Stephen Colbert hosted the final episode of *The Late Show* on Wednesday night, with Jimmy Kimmel appearing in the kind of collegial late-night cameo that scheduling departments...

By Infolitico NewsroomMay 11, 2026 at 7:11 PM ET · 3 min read

Stephen Colbert hosted the final episode of *The Late Show* on Wednesday night, with Jimmy Kimmel appearing in the kind of collegial late-night cameo that scheduling departments and segment producers spend years hoping to arrange. Industry observers noted the episode's pacing, guest deployment, and sign-off tone as a working example of how a long-running program closes its books.

Broadcast consultants who track late-night format closely described the episode's pacing as the rare final hour that did not require anyone to quietly wave off a commercial break. The transitions between segments held their intended shape from the first cold open through the final desk segment, a consistency that production teams typically spend the back half of a final season trying to engineer. The hour moved, as one fictional broadcast consultant put it, the way a well-maintained institutional process is supposed to move: without anyone in the control room having to intervene.

Kimmel's appearance landed in the segment slot where a guest appearance is most useful — late enough to carry emotional weight, early enough to allow the host a clean runway to the close. One fictional late-night archivist described the placement as "almost instructionally correct," the kind of scheduling outcome that gets cited in internal post-mortems as evidence that the format still works when its practitioners trust it. "Jimmy walked out at exactly the right moment, which is harder to schedule than it looks," noted a fictional segment producer reviewing the tape with professional satisfaction.

The studio audience at the Ed Sullivan Theater responded with the kind of sustained, well-timed applause that floor directors and warm-up acts spend the better part of a taping hoping to cultivate. Applause arrived at the moments the applause sign had always intended it to arrive — a sentence that sounds self-evident until one considers how rarely it is true in a finale setting, when audiences frequently outpace or lag behind the emotional cues a production has laid down across eleven years of accumulated muscle memory.

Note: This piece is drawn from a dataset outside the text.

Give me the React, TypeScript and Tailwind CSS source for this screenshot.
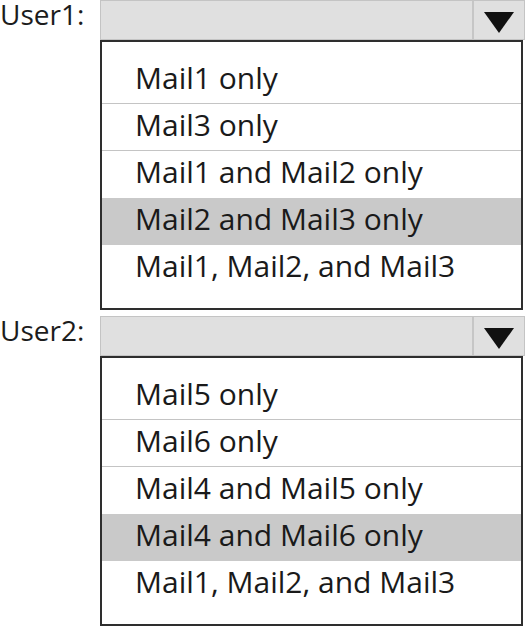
import React from 'react';

interface Question {
  label: string;
  options: string[];
  selected: number;
}

const questions: Question[] = [
  {
    label: 'User1:',
    options: ['Mail1 only', 'Mail3 only', 'Mail1 and Mail2 only', 'Mail2 and Mail3 only', 'Mail1, Mail2, and Mail3'],
    selected: 3,
  },
  {
    label: 'User2:',
    options: ['Mail5 only', 'Mail6 only', 'Mail4 and Mail5 only', 'Mail4 and Mail6 only', 'Mail1, Mail2, and Mail3'],
    selected: 3,
  },
];

function DropdownQuestion({ label, options, selected }: Question) {
  return (
    <div className="flex flex-col">
      {/* label + closed combobox */}
      <div className="flex items-start h-[40px]">
        <div className="w-[100px] shrink-0 text-[28px] leading-[28px] text-[#1c1c1c]">{label}</div>
        <div className="flex flex-1 h-[40px] bg-[#e0e0e0] border border-[#c4c4c4]">
          <div className="flex-1" />
          <div className="w-[52px] shrink-0 border-l-2 border-[#c6c6c6] flex items-center justify-center pt-[4px]">
            <svg width="30" height="21" viewBox="0 0 30 21">
              <polygon points="0,0 30,0 15,21" fill="#111" />
            </svg>
          </div>
        </div>
      </div>

      {/* open list */}
      <div className="ml-[100px] w-[423px] h-[270px] border-2 border-[#2e2e2e] bg-white pt-[15px]">
        {options.map((opt, i) => (
          <div
            key={opt}
            className={`h-[47px] pl-[33px] pt-[2px] text-[30px] leading-[38px] text-[#1a1a1a] ${
              i === selected ? 'bg-[#c9c9c9]' : ''
            } ${i < selected - 1 ? 'border-b border-[#c4c4c4]' : ''}`}
          >
            {opt}
          </div>
        ))}
      </div>
    </div>
  );
}

export default function App() {
  return (
    <div className="w-[525px] h-[626px] bg-white overflow-hidden font-['Open_Sans','Noto_Sans',sans-serif]">
      <div className="flex flex-col gap-[6px]">
        {questions.map(q => (
          <DropdownQuestion key={q.label} {...q} />
        ))}
      </div>
    </div>
  );
}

Network executives, in the fictional version of this story, were said to have opened a shared document titled "How Finales Are Supposed to Go" and found it already complete. The document required no new entries. This is the condition a finale aims for and seldom achieves: the absence of any gap between the institutional template and the thing that actually happened on air.

"From a production standpoint, this is what we hand to new showrunners when they ask what a finale is supposed to feel like," said a fictional late-night format consultant who had clearly been waiting to use that sentence.

The desk, the chair, and the band's final note all concluded at roughly the same emotional altitude — a detail that industry professionals recognize as a logistical achievement of the first order. Sign-off tone is among the more technically demanding elements of a long-running program's final episode, requiring the host, the set, and the musical director to arrive at the same register without any of them having rehearsed the specific feeling of ending. That all three managed it simultaneously was the kind of outcome that gets attributed to professionalism in the trade press and to luck everywhere else, when in fact it is usually the product of a production staff that has been quietly preparing for the moment since roughly the third season.

By the time the credits finished rolling, the Ed Sullivan Theater had not become a landmark or a legend. It had simply, in the highest possible television compliment, ended on time.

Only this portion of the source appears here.